Common types of activation functions include Sigmoid, ReLU (Rectified Linear Unit), and Tanh, each with unique properties affecting model performance.
The choice of activation function can significantly impact the speed of convergence during training and the overall accuracy of the model.
ReLU is widely used due to its simplicity and effectiveness in mitigating issues like vanishing gradients that can occur with other functions.
In addition to determining neuron activation, some activation functions also play a role in regularization by introducing sparsity in the network's activations.
Review Questions
How does the choice of activation function influence the training dynamics of a neural network?
The choice of activation function affects how information flows through a neural network during training. Non-linear activation functions enable the network to capture complex relationships in data, while linear functions limit its capability. For example, using ReLU can help avoid vanishing gradient issues, leading to faster convergence, while Sigmoid might slow down training due to its gradient saturation. Thus, selecting an appropriate activation function is crucial for effective learning.
Compare and contrast at least two different types of activation functions and their respective advantages and disadvantages.
Sigmoid and ReLU are two commonly used activation functions. The Sigmoid function outputs values between 0 and 1, making it useful for binary classification but prone to vanishing gradients when inputs are extreme. In contrast, ReLU outputs zero for negative inputs and linearly increases for positive ones. While ReLU mitigates vanishing gradient problems and speeds up training, it can lead to dead neurons if many inputs are negative. Understanding these differences helps optimize neural network design.
Evaluate how the use of activation functions contributes to the overall performance of deep learning models in practical applications.
Activation functions play a pivotal role in enhancing the performance of deep learning models by introducing non-linearity, which allows networks to approximate complex functions necessary for tasks like image recognition or natural language processing. By tailoring activation functions to specific problems, models can achieve higher accuracy and better generalization. For instance, using advanced variations like Leaky ReLU or Softmax can improve performance in multi-class classification scenarios.
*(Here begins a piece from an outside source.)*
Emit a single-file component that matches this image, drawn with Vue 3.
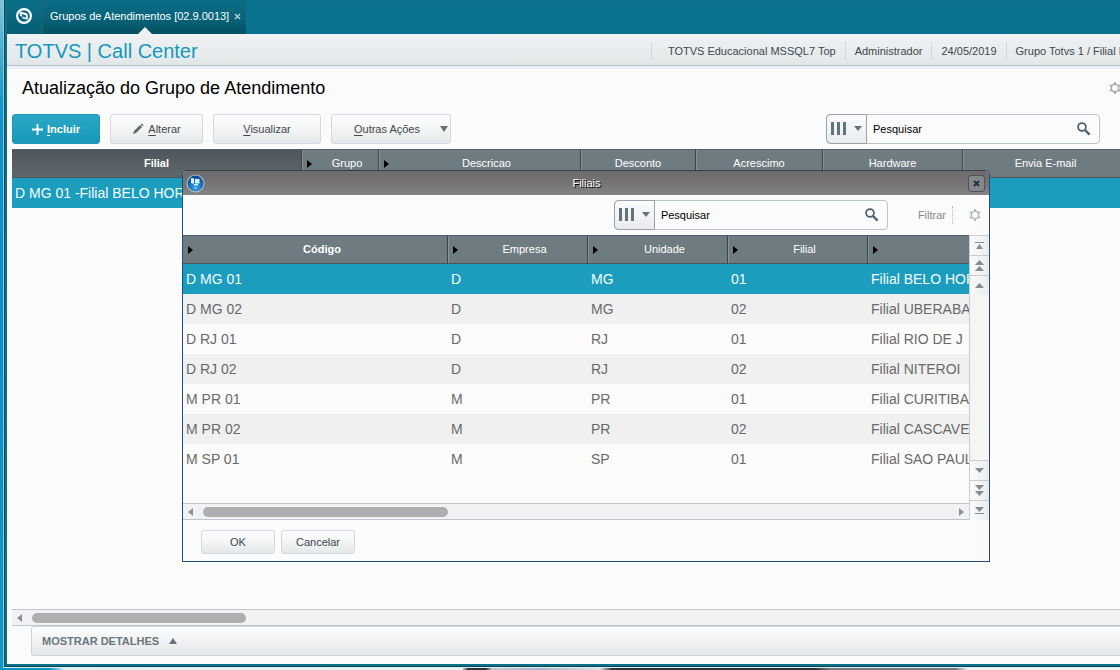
<template>
    <div class="desktop">
        <div class="window">
            <div class="frame">
                <header class="top-bar">
                    <button class="logo-button" aria-label="TOTVS">
                        <svg width="18" height="18" viewBox="0 0 18 18">
                            <circle cx="9" cy="9" r="6.9" fill="none" stroke="#fff" stroke-width="2.2" />
                            <path d="M4.6 5.4 Q5.4 4.6 7 5 L11.4 6.2 Q12.8 6.8 12.8 8.4 L12.8 12.8 L7.6 11.4 L7.2 9.6 L5 9 Z" fill="#fff" />
                            <path d="M6.6 7 L10.8 8.2 L11 10.8 L7.4 9.8 Z" fill="#0c6a80" />
                        </svg>
                    </button>
                    <div class="tab">
                        <span>Grupos de Atendimentos [02.9.0013]</span>
                        <button class="tab-close" aria-label="Fechar aba">
                            <svg width="7" height="7" viewBox="0 0 7 7">
                                <path d="M1 1 L6 6 M6 1 L1 6" stroke="#b4d3da" stroke-width="1.3" />
                            </svg>
                        </button>
                        <span class="tab-notch"></span>
                    </div>
                </header>

                <div class="app-header">
                    <h1>TOTVS | Call Center</h1>
                    <ul class="session">
                        <li v-for="item in session" :key="item">{{ item }}</li>
                    </ul>
                </div>

                <main>
                    <div class="title-row">
                        <h2>Atualização do Grupo de Atendimento</h2>
                        <button class="gear" aria-label="Configurações">
                            <svg width="12" height="12" viewBox="0 0 12 12">
                                <circle cx="6" cy="6" r="3.7" fill="none" stroke="#a3aab0" stroke-width="1.5" />
                                <path :d="gearTeeth" stroke="#a3aab0" stroke-width="2" />
                            </svg>
                        </button>
                    </div>

                    <div class="toolbar">
                        <button class="btn primary">
                            <svg width="11" height="11" viewBox="0 0 11 11">
                                <path d="M5.5 0 V11 M0 5.5 H11" stroke="#fff" stroke-width="1.8" />
                            </svg>
                            <span><u>I</u>ncluir</span>
                        </button>
                        <button class="btn edit">
                            <svg width="12" height="12" viewBox="0 0 12 12">
                                <path d="M1 11 L2 8 L8 2 L10 4 L4 10 Z M8.7 1.4 L9.8 0.5 L11.5 2.2 L10.6 3.3 Z" fill="#5f686d" />
                            </svg>
                            <span><u>A</u>lterar</span>
                        </button>
                        <button class="btn view"><span><u>V</u>isualizar</span></button>
                        <button class="btn more">
                            <span><u>O</u>utras Ações</span>
                            <svg width="8" height="6" viewBox="0 0 8 6">
                                <path d="M0 0 H8 L4 6 Z" fill="#66737a" />
                            </svg>
                        </button>
                        <div class="search">
                            <button class="search-columns" aria-label="Colunas">
                                <svg width="31" height="14" viewBox="0 0 31 14">
                                    <path d="M0 0 H3 V13 H0 Z M6 0 H9 V13 H6 Z M12 0 H15 V13 H12 Z M23 4 H31 L27 9 Z" fill="#64737a" />
                                </svg>
                            </button>
                            <input v-model="mainSearch" type="text" placeholder="Pesquisar" aria-label="Pesquisar grupos" />
                            <button class="search-go" aria-label="Buscar">
                                <svg width="14" height="14" viewBox="0 0 14 14">
                                    <circle cx="5" cy="5" r="3.9" fill="none" stroke="#4d626b" stroke-width="1.8" />
                                    <path d="M8 8 L12.6 12.6" stroke="#4d626b" stroke-width="2.4" />
                                </svg>
                            </button>
                        </div>
                    </div>

                    <div class="main-grid">
                        <table>
                            <colgroup>
                                <col v-for="col in mainColumns" :key="col.label" :style="{ width: col.width + 'px' }" />
                            </colgroup>
                            <thead>
                                <tr>
                                    <th v-for="(col, index) in mainColumns" :key="col.label" :class="{ sorted: index === 0 }">
                                        <div class="head">
                                            <span v-if="col.arrow" class="head-arrow"></span>
                                            <span class="head-label">{{ col.label }}</span>
                                        </div>
                                    </th>
                                </tr>
                            </thead>
                            <tbody>
                                <tr class="selected">
                                    <td>D MG 01 -Filial BELO HOR</td>
                                    <td v-for="n in mainColumns.length - 1" :key="n"></td>
                                </tr>
                            </tbody>
                        </table>
                    </div>

                    <div class="h-scroll">
                        <span class="arrow-left"></span>
                        <span class="thumb main-thumb"></span>
                    </div>
                    <button class="details">
                        MOSTRAR DETALHES
                        <svg width="8" height="6" viewBox="0 0 8 6">
                            <path d="M0 6 H8 L4 0 Z" fill="#66737a" />
                        </svg>
                    </button>
                </main>
            </div>
        </div>

        <div class="dialog" role="dialog" aria-labelledby="dialog-title">
            <div class="dialog-title">
                <svg width="19" height="19" viewBox="0 0 19 19">
                    <defs>
                        <radialGradient id="orb" cx="50%" cy="75%" r="70%">
                            <stop offset="0" stop-color="#35a9ea" />
                            <stop offset="1" stop-color="#064a94" />
                        </radialGradient>
                    </defs>
                    <circle cx="9.5" cy="9.5" r="9" fill="#b5bfc8" />
                    <circle cx="9.5" cy="9.5" r="7.9" fill="url(#orb)" />
                    <path d="M5 4 L8 4.6 V10 L5 9 Z M9 5 H13.5 V9.5 H9 Z M8 10 H12 V11.5 H8 Z" fill="#d5efff" />
                    <circle cx="9.5" cy="14" r="1" fill="#8fd6ff" />
                </svg>
                <h3 id="dialog-title">Filiais</h3>
                <button class="dialog-close" aria-label="Fechar">
                    <svg width="7" height="7" viewBox="0 0 7 7">
                        <path d="M1 1 L6 6 M6 1 L1 6" stroke="#26323c" stroke-width="2" />
                    </svg>
                </button>
            </div>

            <div class="dialog-tools">
                <div class="search">
                    <button class="search-columns" aria-label="Colunas">
                        <svg width="31" height="14" viewBox="0 0 31 14">
                            <path d="M0 0 H3 V13 H0 Z M6 0 H9 V13 H6 Z M12 0 H15 V13 H12 Z M23 4 H31 L27 9 Z" fill="#64737a" />
                        </svg>
                    </button>
                    <input v-model="branchSearch" type="text" placeholder="Pesquisar" aria-label="Pesquisar filiais" />
                    <button class="search-go" aria-label="Buscar">
                        <svg width="14" height="14" viewBox="0 0 14 14">
                            <circle cx="5" cy="5" r="3.9" fill="none" stroke="#4d626b" stroke-width="1.8" />
                            <path d="M8 8 L12.6 12.6" stroke="#4d626b" stroke-width="2.4" />
                        </svg>
                    </button>
                </div>
                <button class="filter">Filtrar</button>
                <button class="gear" aria-label="Configurações">
                    <svg width="12" height="12" viewBox="0 0 12 12">
                        <circle cx="6" cy="6" r="3.7" fill="none" stroke="#b3b9be" stroke-width="1.5" />
                        <path :d="gearTeeth" stroke="#b3b9be" stroke-width="2" />
                    </svg>
                </button>
            </div>

            <div class="dialog-grid">
                <div class="grid-area">
                    <div class="grid-rows">
                        <table>
                            <colgroup>
                                <col v-for="col in branchColumns" :key="col.key" :style="{ width: col.width + 'px' }" />
                            </colgroup>
                            <thead>
                                <tr>
                                    <th v-for="(col, index) in branchColumns" :key="col.key" :class="{ strong: index === 0 }">
                                        <div class="head">
                                            <span class="head-arrow"></span>
                                            <span class="head-label">{{ col.label }}</span>
                                        </div>
                                    </th>
                                </tr>
                            </thead>
                            <tbody>
                                <tr v-for="(branch, index) in branches" :key="branch.code"
                                    :class="{ selected: index === selectedIndex, striped: index % 2 === 1 }"
                                    @click="selectedIndex = index">
                                    <td v-for="col in branchColumns" :key="col.key">{{ branch[col.key] }}</td>
                                </tr>
                            </tbody>
                        </table>
                    </div>
                    <div class="h-scroll">
                        <span class="arrow-left"></span>
                        <span class="thumb branch-thumb"></span>
                        <span class="arrow-right"></span>
                    </div>
                </div>
                <div class="v-scroll">
                    <button v-for="button in scrollUp" :key="button.label" :aria-label="button.label">
                        <svg width="9" height="13" viewBox="0 0 9 13"><path :d="button.path" fill="#858b90" /></svg>
                    </button>
                    <span class="track"></span>
                    <button v-for="button in scrollDown" :key="button.label" :aria-label="button.label">
                        <svg width="9" height="13" viewBox="0 0 9 13"><path :d="button.path" fill="#858b90" /></svg>
                    </button>
                </div>
            </div>

            <div class="dialog-actions">
                <button class="btn">OK</button>
                <button class="btn">Cancelar</button>
            </div>
        </div>
    </div>
</template>

<script setup>
import { ref } from 'vue';

const mainSearch = ref('');
const branchSearch = ref('');
const selectedIndex = ref(0);

const gearTeeth = 'M6 0 V2 M6 10 V12 M0.8 3 L2.5 4 M9.5 8 L11.2 9 M0.8 9 L2.5 8 M9.5 4 L11.2 3';

const session = ['TOTVS Educacional MSSQL7 Top', 'Administrador', '24/05/2019', 'Grupo Totvs 1 / Filial B'];

const mainColumns = [
    { label: 'Filial', width: 290 },
    { label: 'Grupo', width: 77, arrow: true },
    { label: 'Descricao', width: 202, arrow: true },
    { label: 'Desconto', width: 115 },
    { label: 'Acrescimo', width: 127 },
    { label: 'Hardware', width: 140 },
    { label: 'Envia E-mail', width: 166 },
];

const branchColumns = [
    { key: 'code', label: 'Código', width: 265 },
    { key: 'company', label: 'Empresa', width: 140 },
    { key: 'unit', label: 'Unidade', width: 140 },
    { key: 'branch', label: 'Filial', width: 140 },
    { key: 'name', label: '', width: 140 },
];

const branches = [
    { code: 'D MG 01', company: 'D', unit: 'MG', branch: '01', name: 'Filial BELO HOR' },
    { code: 'D MG 02', company: 'D', unit: 'MG', branch: '02', name: 'Filial UBERABA' },
    { code: 'D RJ 01', company: 'D', unit: 'RJ', branch: '01', name: 'Filial RIO DE J' },
    { code: 'D RJ 02', company: 'D', unit: 'RJ', branch: '02', name: 'Filial NITEROI' },
    { code: 'M PR 01', company: 'M', unit: 'PR', branch: '01', name: 'Filial CURITIBA' },
    { code: 'M PR 02', company: 'M', unit: 'PR', branch: '02', name: 'Filial CASCAVEL' },
    { code: 'M SP 01', company: 'M', unit: 'SP', branch: '01', name: 'Filial SAO PAUL' },
];

const scrollUp = [
    { label: 'Primeiro', path: 'M0 3 H9 V4 H0 Z M1 10 H8 L4.5 5 Z' },
    { label: 'Página anterior', path: 'M0 6 H9 L4.5 1 Z M0 12 H9 L4.5 7 Z' },
    { label: 'Anterior', path: 'M0 9 H9 L4.5 4 Z' },
];

const scrollDown = [
    { label: 'Próximo', path: 'M0 4 H9 L4.5 9 Z' },
    { label: 'Próxima página', path: 'M0 1 H9 L4.5 6 Z M0 7 H9 L4.5 12 Z' },
    { label: 'Último', path: 'M0 3 H9 L4.5 8 Z M0 9 H9 V10 H0 Z' },
];
</script>

<style>
body {
    margin: 0;
    overflow: hidden;
}
</style>

<style scoped>
* {
    box-sizing: border-box;
}

.desktop {
    position: relative;
    display: flex;
    height: 100vh;
    padding: 0 0 2px 3px;
    overflow: hidden;
    font-family: "Liberation Sans", Arial, sans-serif;
    font-size: 11px;
    color: #40484d;
    background: linear-gradient(to right, #0b95c4 0, #0b95c4 50px, #dff1f7 64px, #e6f2f8 462px, #33343b 468px, #33343b 486px, #c3c8d4 492px, #a9b4c6 540px, #dfe3ee 600px, #33343b 612px, #33343b 815px, #777883 830px, #777883 955px, #f0f2f8 968px);
}

.desktop::before {
    content: "";
    position: absolute;
    top: 0;
    bottom: 2px;
    left: 0;
    width: 3px;
    background: linear-gradient(#7cc6dc 0, #3fa9cb 60px, #0f93cd 110px, #0b8fc9 300px, #1196c8 100%);
}

button {
    font-family: inherit;
    font-size: inherit;
    color: inherit;
    padding: 0;
    border: none;
    background: none;
    cursor: pointer;
}

h1,
h2,
h3,
ul {
    margin: 0;
    padding: 0;
    font-weight: normal;
}

svg {
    display: block;
    flex: none;
}

.window {
    flex: 1;
    min-width: 0;
    display: flex;
    padding: 0 0 1px 1px;
    border-left: 1px solid #8ccbdc;
    border-bottom: 1px solid #d9eef3;
    background: #0c4756;
}

.frame {
    flex: 1;
    min-width: 0;
    display: flex;
    flex-direction: column;
    overflow: hidden;
    border-left: 2px solid #0b7188;
    border-bottom: 2px solid #0b7188;
    background: #fbfbfb;
}

.top-bar {
    display: flex;
    height: 34px;
    background: linear-gradient(#0a728e, #0a7490);
}

.logo-button {
    display: flex;
    align-items: center;
    justify-content: center;
    width: 36px;
    padding: 0 2px 2px 0;
    border-right: 1px solid #2a5e6c;
    background: linear-gradient(#0b7089, #075f75);
}

.tab {
    position: relative;
    display: flex;
    align-items: center;
    gap: 5px;
    padding: 0 5px 2px 7px;
    color: #fff;
    background: linear-gradient(#0a6d86 0, #08637a 55%, #05505f 100%);
}

.tab-notch {
    position: absolute;
    bottom: 0;
    left: 50%;
    margin-left: -7px;
    border: 7px solid transparent;
    border-top: none;
    border-bottom-color: #eff2f5;
}

.app-header {
    display: flex;
    align-items: center;
    justify-content: space-between;
    height: 32px;
    padding-left: 8px;
    border-bottom: 1px solid #b9c4cf;
    background: linear-gradient(#f0f2f4, #e1e7e8);
}

h1 {
    padding-top: 4px;
    font-size: 20px;
    color: #1597bd;
}

.session {
    display: flex;
    margin-right: -6px;
    padding-top: 2px;
    list-style: none;
    white-space: nowrap;
}

.session li {
    padding: 0 9px;
    line-height: 18px;
    border-left: 1px solid #d3d6d9;
}

.session li:first-child {
    padding-left: 16px;
}

.session li:last-child {
    padding-right: 0;
}

main {
    flex: 1;
    min-height: 0;
    display: flex;
    flex-direction: column;
    padding: 0 0 8px 5px;
    border-top: 3px solid #eceff5;
}

.title-row {
    display: flex;
    align-items: center;
    justify-content: space-between;
    height: 38px;
    padding-left: 10px;
}

h2 {
    font-size: 18px;
    color: #000;
}

.title-row .gear {
    margin-right: -1px;
}

.toolbar {
    display: flex;
    gap: 10px;
    padding: 7px 20px 5px 0;
}

.btn {
    display: flex;
    align-items: center;
    justify-content: center;
    gap: 4px;
    height: 30px;
    border: 1px solid #d5d8e0;
    border-radius: 3px;
    background: linear-gradient(#fbfbfb 20%, #e5e8e9);
}

.btn u {
    text-underline-offset: 2px;
}

.primary {
    width: 88px;
    font-weight: bold;
    color: #fff;
    border-color: #2196b6;
    background: linear-gradient(#2ba7c6, #1798b9);
}

.edit {
    width: 93px;
}

.view {
    width: 108px;
}

.more {
    width: 120px;
    gap: 20px;
    justify-content: flex-end;
    padding-right: 2px;
}

.search {
    display: flex;
    width: 274px;
    height: 30px;
    border: 1px solid #bcc3ca;
    border-radius: 4px;
    background: #fbfbfb;
}

.toolbar .search {
    margin-left: auto;
}

.search-columns {
    display: flex;
    align-items: center;
    justify-content: center;
    width: 41px;
    margin: -1px 0 -1px -1px;
    border: 1px solid #9aa1a9;
    border-radius: 5px 0 0 5px;
    background: linear-gradient(#fbfbfb, #e9ebef);
}

.search input {
    flex: 1;
    min-width: 0;
    padding: 0 6px;
    font-family: inherit;
    font-size: 11px;
    color: #000;
    border: none;
    outline: none;
    background: transparent;
}

.search input::placeholder {
    color: #000;
    opacity: 1;
}

.search-go {
    padding-right: 8px;
}

.main-grid,
.grid-rows {
    flex: 1;
    min-height: 0;
    overflow: hidden;
}

table {
    width: max-content;
    table-layout: fixed;
    border-collapse: separate;
    border-spacing: 0;
}

th {
    height: 29px;
    padding: 0 0 2px;
    font-weight: normal;
    color: #fff;
    border-top: 1px solid #566369;
    border-right: 1px solid #39444a;
    border-bottom: 1px solid #4a565c;
    background: #6e7c81;
}

th + th {
    box-shadow: inset 1px 0 #87949a;
}

.sorted {
    background: linear-gradient(#4d565c, #5d686d);
}

.sorted,
.strong {
    font-weight: bold;
}

.head {
    display: flex;
    align-items: center;
}

.head-arrow {
    margin: 2px 4px 0 5px;
    border: 4px solid transparent;
    border-left: 5px solid #000;
    border-right: none;
}

.head-label {
    flex: 1;
    text-align: center;
}

td {
    height: 30px;
    padding: 0 3px;
    font-size: 14px;
    color: #696969;
    white-space: nowrap;
    overflow: hidden;
}

.striped td {
    background: #f0f0f1;
}

.selected td {
    color: #f4fbfd;
    background: #1c9dbe;
}

.h-scroll {
    display: flex;
    align-items: center;
    height: 17px;
    flex: none;
    padding: 0 5px;
    border-top: 1px solid #bfc5ca;
    border-bottom: 1px solid #bfc5ca;
    background: #f1f2f4;
}

.arrow-left {
    border: 4px solid transparent;
    border-right: 5px solid #8a9095;
    border-left: none;
}

.arrow-right {
    margin-left: auto;
    border: 4px solid transparent;
    border-left: 5px solid #8a9095;
    border-right: none;
}

.thumb {
    height: 10px;
    margin-left: 10px;
    border-radius: 5px;
    background: #adafaf;
}

.main-thumb {
    width: 214px;
}

.branch-thumb {
    width: 245px;
}

.details {
    display: flex;
    align-items: center;
    gap: 10px;
    height: 30px;
    flex: none;
    margin-left: 19px;
    padding-left: 10px;
    font-size: 11px;
    font-weight: bold;
    color: #6b777d;
    border: 1px solid #cfd4d8;
    border-right: none;
    border-radius: 3px 0 0 3px;
    background: linear-gradient(#fbfbfb 10%, #e3e6e8);
}

.dialog {
    position: absolute;
    top: 170px;
    left: 182px;
    display: flex;
    flex-direction: column;
    width: 808px;
    height: 392px;
    border: 1px solid #1f4c7c;
    border-top-color: #3c4043;
    border-radius: 5px 5px 0 0;
    overflow: hidden;
    background: #fbfbfb;
}

.dialog-title {
    display: flex;
    align-items: center;
    justify-content: space-between;
    height: 24px;
    padding: 0 4px 0 3px;
    color: #fff;
    background: linear-gradient(#6c6c6e, #757374 50%, #858585);
}

h3 {
    font-size: 11px;
    text-shadow: 1px 1px #000;
}

.dialog-close {
    display: flex;
    align-items: center;
    justify-content: center;
    width: 17px;
    height: 17px;
    border: 1px solid #4d5358;
    border-radius: 3px;
    background: #85888b;
}

.dialog-tools {
    display: flex;
    align-items: center;
    justify-content: flex-end;
    height: 40px;
    padding-right: 8px;
}

.filter {
    margin: 0 16px 0 30px;
    padding-right: 6px;
    line-height: 18px;
    color: #84888a;
    border-right: 1px dotted #b3b7ba;
}

.dialog-grid {
    flex: 1;
    min-height: 0;
    display: flex;
}

.grid-area {
    flex: 1;
    min-width: 0;
    display: flex;
    flex-direction: column;
}

.v-scroll {
    display: flex;
    flex-direction: column;
    width: 20px;
    border-left: 1px solid #c9cdd1;
    background: #f5f5f6;
}

.v-scroll button {
    display: flex;
    align-items: center;
    justify-content: center;
    height: 20px;
    border-top: 1px solid #c9cdd1;
    background: linear-gradient(to right, #fbfbfb, #e9ebee);
}

.track {
    flex: 1;
}

.dialog-actions {
    display: flex;
    gap: 6px;
    padding: 10px 18px 7px;
}

.dialog-actions .btn {
    width: 74px;
    height: 24px;
}
</style>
Hence, effectively choosing and implementing activation functions is essential for maximizing a model's potential.
Related terms
Neuron: A basic unit in a neural network that processes inputs and produces an output based on a certain function, typically incorporating an activation function.
Backpropagation: A learning algorithm used in training neural networks where the error from the output is propagated back through the network to update weights, relying on the activation functions to determine gradients.
Loss Function: A function that quantifies the difference between predicted outputs and actual targets, guiding the training of a neural network, and working closely with activation functions to improve model accuracy.